*Short problem*
Your task is to copy the listing exactly, with the pictures left out.

Entries with page source code:
____

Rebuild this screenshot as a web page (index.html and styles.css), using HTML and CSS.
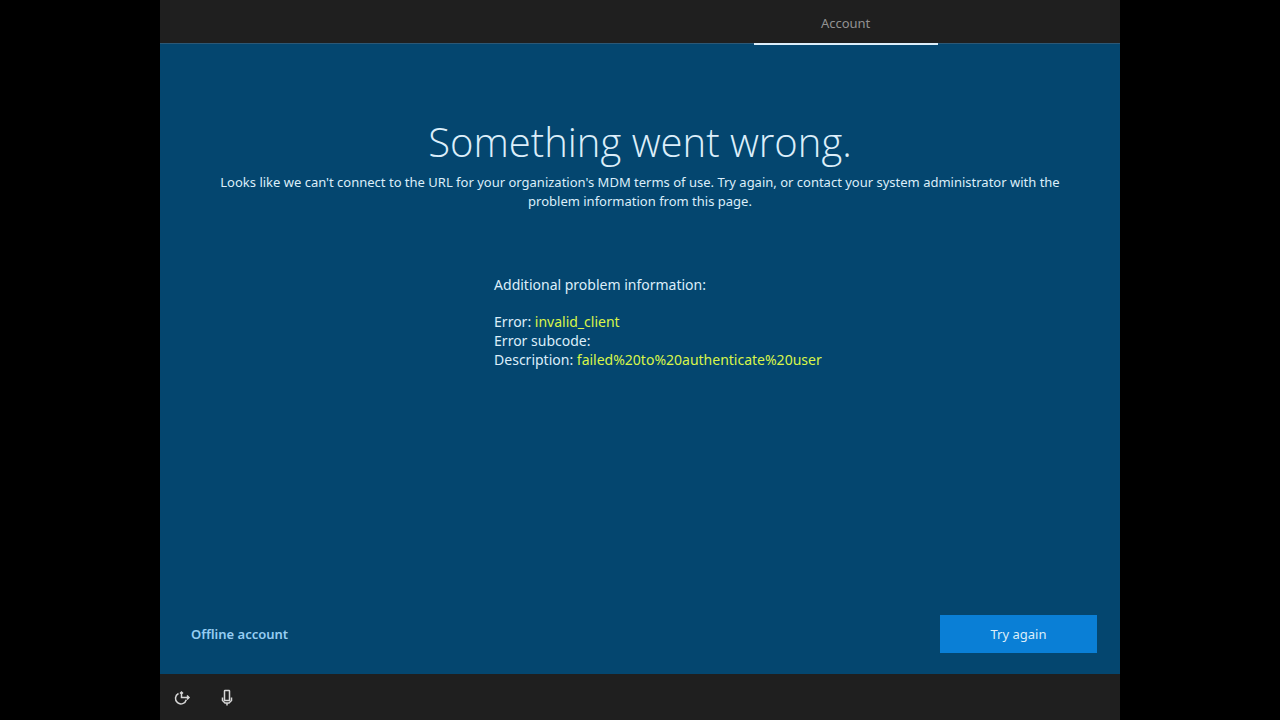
FILE: index.html
```html
<!DOCTYPE html>
<html lang="en">
<head>
    <meta charset="UTF-8">
    <meta name="viewport" content="width=device-width, initial-scale=1.0">
    <title>Something went wrong</title>
    <link rel="stylesheet" href="styles.css">
</head>
<body>

    <div class="setup-screen">
        <header class="top-bar">
            <nav class="steps">
                <a href="#" class="step active">Account</a>
            </nav>
        </header>

        <main>
            <h1>Something went wrong.</h1>
            <p class="message">Looks like we can't connect to the URL for your organization's MDM terms of use. Try again, or contact your system administrator with the problem information from this page.</p>

            <section class="problem-info">
                <h2>Additional problem information:</h2>
                <p>Error: <span class="value">invalid_client</span></p>
                <p>Error subcode:</p>
                <p>Description: <span class="value">failed%20to%20authenticate%20user</span></p>
            </section>

            <div class="actions">
                <a href="#" class="offline-link">Offline account</a>
                <button type="button" class="try-again-btn">Try again</button>
            </div>
        </main>

        <footer class="bottom-bar">
            <button type="button" class="icon-btn" aria-label="Ease of access">
                <svg width="18" height="18" viewBox="0 0 18 18">
                    <path d="M8.5 3V8.5H16M14 6.5l2 2-2 2M7 4.5l1.500-1.500 1.500 1.500" />
                    <path d="M5.500 4.500A5.500 5.500 0 1 0 13.300 10.800" />
                </svg>
            </button>
            <button type="button" class="icon-btn" aria-label="Microphone">
                <svg width="18" height="18" viewBox="0 0 18 18">
                    <rect x="6.5" y="1.5" width="5" height="10" rx="0.5" />
                    <path d="M4.500 8.500v3l2.500 2.500h4l2.500-2.500v-3M9 14v2.500" />
                </svg>
            </button>
        </footer>
    </div>

</body>
</html>
```
FILE: styles.css
```css
:root {
    --bar-color: #1f1f1f;
    --page-color: #04466f;
    --accent-color: #0a7fd6;
    --link-color: #96cdf2;
    --value-color: #d9f549;
    --text-color: #dceefa;
}

* { box-sizing: border-box; }

body {
    margin: 0;
    background-color: #000;
    color: var(--text-color);
    font-family: "Segoe UI", "Noto Sans", "Open Sans", sans-serif;
    font-size: 13px;
    line-height: 19px;
}

.setup-screen {
    width: 75%;
    min-height: 100vh;
    margin: 0 auto;
    display: flex;
    flex-direction: column;
    background-color: var(--page-color);
}

/* Top bar */
.top-bar {
    height: 44px;
    flex-shrink: 0;
    background-color: var(--bar-color);
    border-bottom: 1px solid #2c5876;
}
.steps {
    display: flex;
    justify-content: flex-end;
    margin-right: 19%;
}
.step {
    width: 184px;
    height: 45px;
    line-height: 46px;
    text-align: center;
    color: #929292;
    text-decoration: none;
}
.step.active { border-bottom: 2px solid #dceefa; }

/* Error message */
main {
    flex-grow: 1;
    display: flex;
    flex-direction: column;
    padding: 70px 0 21px;
}
h1 {
    margin: 0 0 3px;
    font-family: "Segoe UI", "Open Sans", sans-serif;
    font-size: 40px;
    font-weight: 300;
    line-height: 56px;
    text-align: center;
}
.message {
    max-width: 870px;
    margin: 0 auto;
    text-align: center;
}
.problem-info {
    margin: 64px 0 0 34.8%;
    font-size: 14px;
}
.problem-info h2 {
    margin: 0 0 18px;
    font-size: 14px;
    font-weight: 400;
    line-height: 19px;
}
.problem-info p { margin: 0; }
.problem-info .value { color: var(--value-color); }

/* Actions */
.actions {
    display: flex;
    justify-content: space-between;
    align-items: center;
    margin-top: auto;
    padding: 0 23px 0 31px;
}
.offline-link {
    color: var(--link-color);
    font-weight: 600;
    text-decoration: none;
}
.try-again-btn {
    width: 157px;
    height: 38px;
    border: none;
    background-color: var(--accent-color);
    color: var(--text-color);
    font: inherit;
    cursor: pointer;
}

/* Bottom bar */
.bottom-bar {
    display: flex;
    align-items: center;
    gap: 27px;
    height: 46px;
    padding: 2px 13px 0;
    flex-shrink: 0;
    background-color: var(--bar-color);
}
.icon-btn {
    display: flex;
    padding: 0;
    border: none;
    background: none;
    cursor: pointer;
}
.icon-btn svg {
    fill: none;
    stroke: #d6d6d6;
    stroke-width: 1.5;
}
```
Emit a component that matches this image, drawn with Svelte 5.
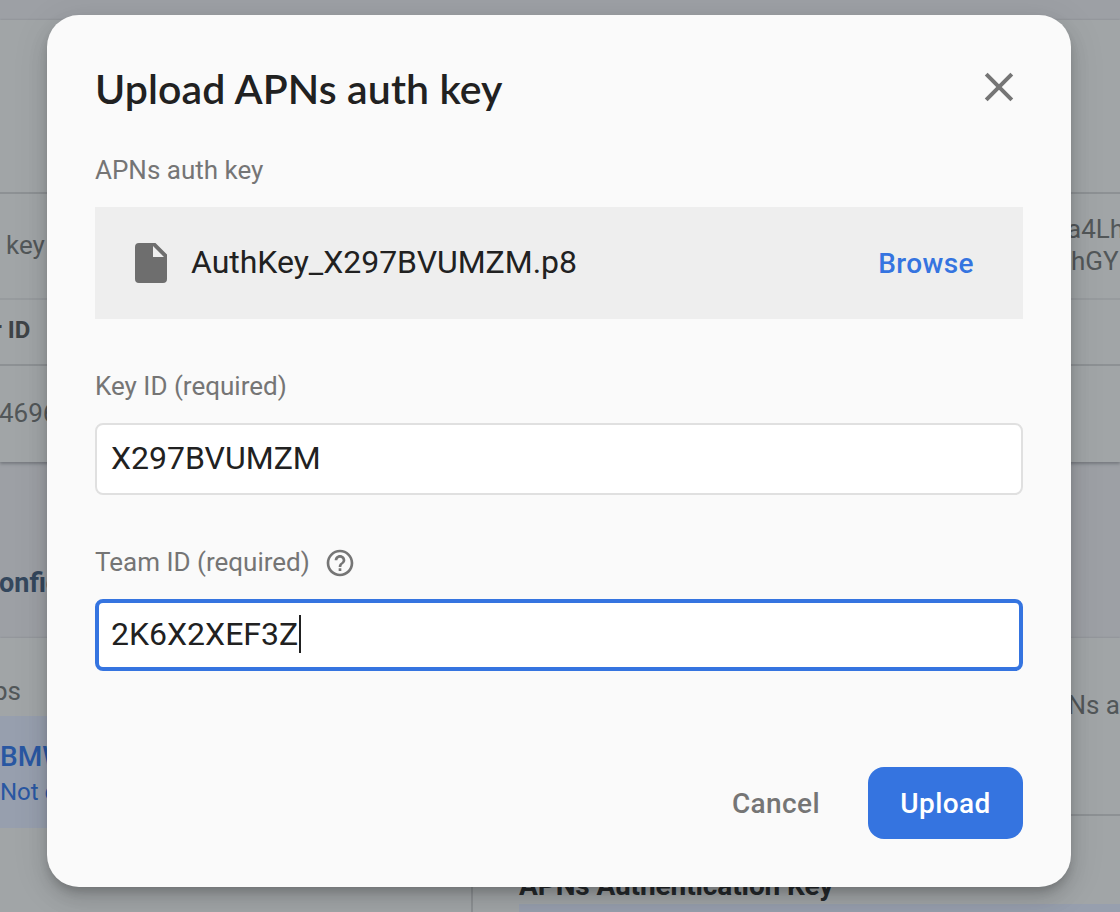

____

*Task answer*
Rebuild this screenshot as a web page (index.html and styles.css), using HTML and CSS.
FILE: index.html
```html
<!DOCTYPE html>
<html lang="en">
<head>
    <meta charset="UTF-8">
    <meta name="viewport" content="width=device-width, initial-scale=1.0">
    <title>Something went wrong</title>
    <link rel="stylesheet" href="styles.css">
</head>
<body>

    <div class="setup-screen">
        <header class="top-bar">
            <nav class="steps">
                <a href="#" class="step active">Account</a>
            </nav>
        </header>

        <main>
            <h1>Something went wrong.</h1>
            <p class="message">Looks like we can't connect to the URL for your organization's MDM terms of use. Try again, or contact your system administrator with the problem information from this page.</p>

            <section class="problem-info">
                <h2>Additional problem information:</h2>
                <p>Error: <span class="value">invalid_client</span></p>
                <p>Error subcode:</p>
                <p>Description: <span class="value">failed%20to%20authenticate%20user</span></p>
            </section>

            <div class="actions">
                <a href="#" class="offline-link">Offline account</a>
                <button type="button" class="try-again-btn">Try again</button>
            </div>
        </main>

        <footer class="bottom-bar">
            <button type="button" class="icon-btn" aria-label="Ease of access">
                <svg width="18" height="18" viewBox="0 0 18 18">
                    <path d="M8.5 3V8.5H16M14 6.5l2 2-2 2M7 4.5l1.500-1.500 1.500 1.500" />
                    <path d="M5.500 4.500A5.500 5.500 0 1 0 13.300 10.800" />
                </svg>
            </button>
            <button type="button" class="icon-btn" aria-label="Microphone">
                <svg width="18" height="18" viewBox="0 0 18 18">
                    <rect x="6.5" y="1.5" width="5" height="10" rx="0.5" />
                    <path d="M4.500 8.500v3l2.500 2.500h4l2.500-2.500v-3M9 14v2.500" />
                </svg>
            </button>
        </footer>
    </div>

</body>
</html>
```
FILE: styles.css
```css
:root {
    --bar-color: #1f1f1f;
    --page-color: #04466f;
    --accent-color: #0a7fd6;
    --link-color: #96cdf2;
    --value-color: #d9f549;
    --text-color: #dceefa;
}

* { box-sizing: border-box; }

body {
    margin: 0;
    background-color: #000;
    color: var(--text-color);
    font-family: "Segoe UI", "Noto Sans", "Open Sans", sans-serif;
    font-size: 13px;
    line-height: 19px;
}

.setup-screen {
    width: 75%;
    min-height: 100vh;
    margin: 0 auto;
    display: flex;
    flex-direction: column;
    background-color: var(--page-color);
}

/* Top bar */
.top-bar {
    height: 44px;
    flex-shrink: 0;
    background-color: var(--bar-color);
    border-bottom: 1px solid #2c5876;
}
.steps {
    display: flex;
    justify-content: flex-end;
    margin-right: 19%;
}
.step {
    width: 184px;
    height: 45px;
    line-height: 46px;
    text-align: center;
    color: #929292;
    text-decoration: none;
}
.step.active { border-bottom: 2px solid #dceefa; }

/* Error message */
main {
    flex-grow: 1;
    display: flex;
    flex-direction: column;
    padding: 70px 0 21px;
}
h1 {
    margin: 0 0 3px;
    font-family: "Segoe UI", "Open Sans", sans-serif;
    font-size: 40px;
    font-weight: 300;
    line-height: 56px;
    text-align: center;
}
.message {
    max-width: 870px;
    margin: 0 auto;
    text-align: center;
}
.problem-info {
    margin: 64px 0 0 34.8%;
    font-size: 14px;
}
.problem-info h2 {
    margin: 0 0 18px;
    font-size: 14px;
    font-weight: 400;
    line-height: 19px;
}
.problem-info p { margin: 0; }
.problem-info .value { color: var(--value-color); }

/* Actions */
.actions {
    display: flex;
    justify-content: space-between;
    align-items: center;
    margin-top: auto;
    padding: 0 23px 0 31px;
}
.offline-link {
    color: var(--link-color);
    font-weight: 600;
    text-decoration: none;
}
.try-again-btn {
    width: 157px;
    height: 38px;
    border: none;
    background-color: var(--accent-color);
    color: var(--text-color);
    font: inherit;
    cursor: pointer;
}

/* Bottom bar */
.bottom-bar {
    display: flex;
    align-items: center;
    gap: 27px;
    height: 46px;
    padding: 2px 13px 0;
    flex-shrink: 0;
    background-color: var(--bar-color);
}
.icon-btn {
    display: flex;
    padding: 0;
    border: none;
    background: none;
    cursor: pointer;
}
.icon-btn svg {
    fill: none;
    stroke: #d6d6d6;
    stroke-width: 1.5;
}
```
Emit a component that matches this image, drawn with Svelte 5.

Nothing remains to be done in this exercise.